** start of Rows **
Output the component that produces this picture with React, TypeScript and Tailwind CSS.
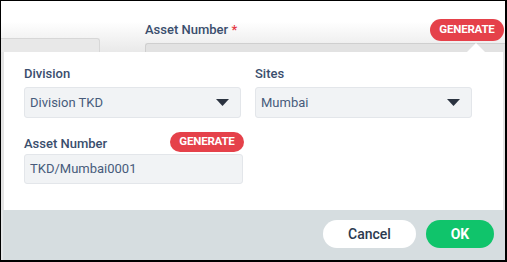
** end of Rows **
** start of Rows **
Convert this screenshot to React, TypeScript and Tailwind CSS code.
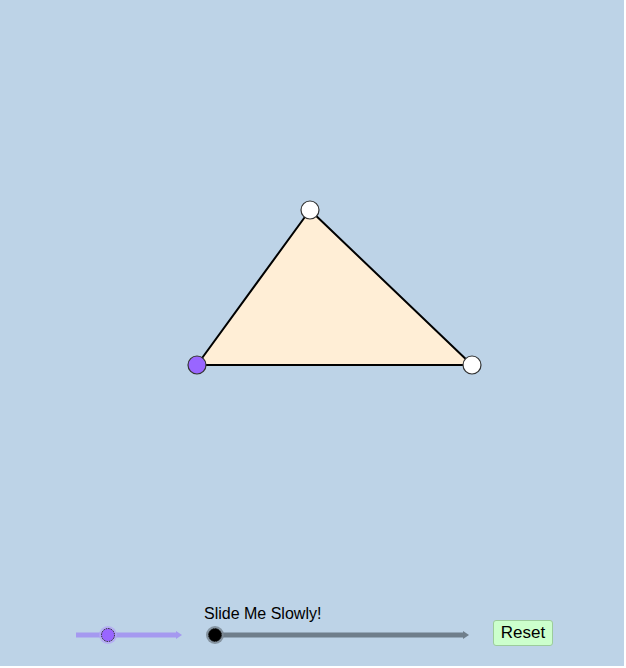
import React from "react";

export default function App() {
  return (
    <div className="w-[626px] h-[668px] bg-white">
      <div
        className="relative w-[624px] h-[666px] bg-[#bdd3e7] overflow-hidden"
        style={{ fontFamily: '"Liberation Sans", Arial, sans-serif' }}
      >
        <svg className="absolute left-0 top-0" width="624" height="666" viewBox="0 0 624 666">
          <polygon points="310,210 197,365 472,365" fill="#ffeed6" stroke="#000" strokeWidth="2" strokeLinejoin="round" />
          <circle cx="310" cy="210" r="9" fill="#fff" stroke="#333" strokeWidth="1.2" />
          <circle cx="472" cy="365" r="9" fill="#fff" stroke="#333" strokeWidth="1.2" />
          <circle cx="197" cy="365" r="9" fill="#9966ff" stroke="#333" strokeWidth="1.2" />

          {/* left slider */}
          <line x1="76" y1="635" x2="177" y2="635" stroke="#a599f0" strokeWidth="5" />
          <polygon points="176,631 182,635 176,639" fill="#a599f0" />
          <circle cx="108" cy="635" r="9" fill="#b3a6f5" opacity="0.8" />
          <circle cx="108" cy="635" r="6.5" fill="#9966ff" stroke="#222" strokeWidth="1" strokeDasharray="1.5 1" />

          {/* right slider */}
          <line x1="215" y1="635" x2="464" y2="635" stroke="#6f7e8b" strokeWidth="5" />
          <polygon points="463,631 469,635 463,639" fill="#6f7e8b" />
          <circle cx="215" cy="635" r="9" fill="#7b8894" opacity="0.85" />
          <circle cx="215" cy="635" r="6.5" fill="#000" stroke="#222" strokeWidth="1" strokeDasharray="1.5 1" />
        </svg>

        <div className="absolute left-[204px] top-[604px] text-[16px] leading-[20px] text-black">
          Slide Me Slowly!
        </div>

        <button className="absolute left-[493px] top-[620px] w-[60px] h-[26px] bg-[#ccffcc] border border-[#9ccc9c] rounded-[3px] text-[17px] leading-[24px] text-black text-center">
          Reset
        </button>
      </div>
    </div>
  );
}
** end of Rows **
[Objective]:
Transcribe only the lines from the line holding "Convert this screenshot" through the line holding "import React from", inclusive, without any of the pictures.

[Solution for this task]:
Convert this screenshot to React, TypeScript and Tailwind CSS code.
import React from "react";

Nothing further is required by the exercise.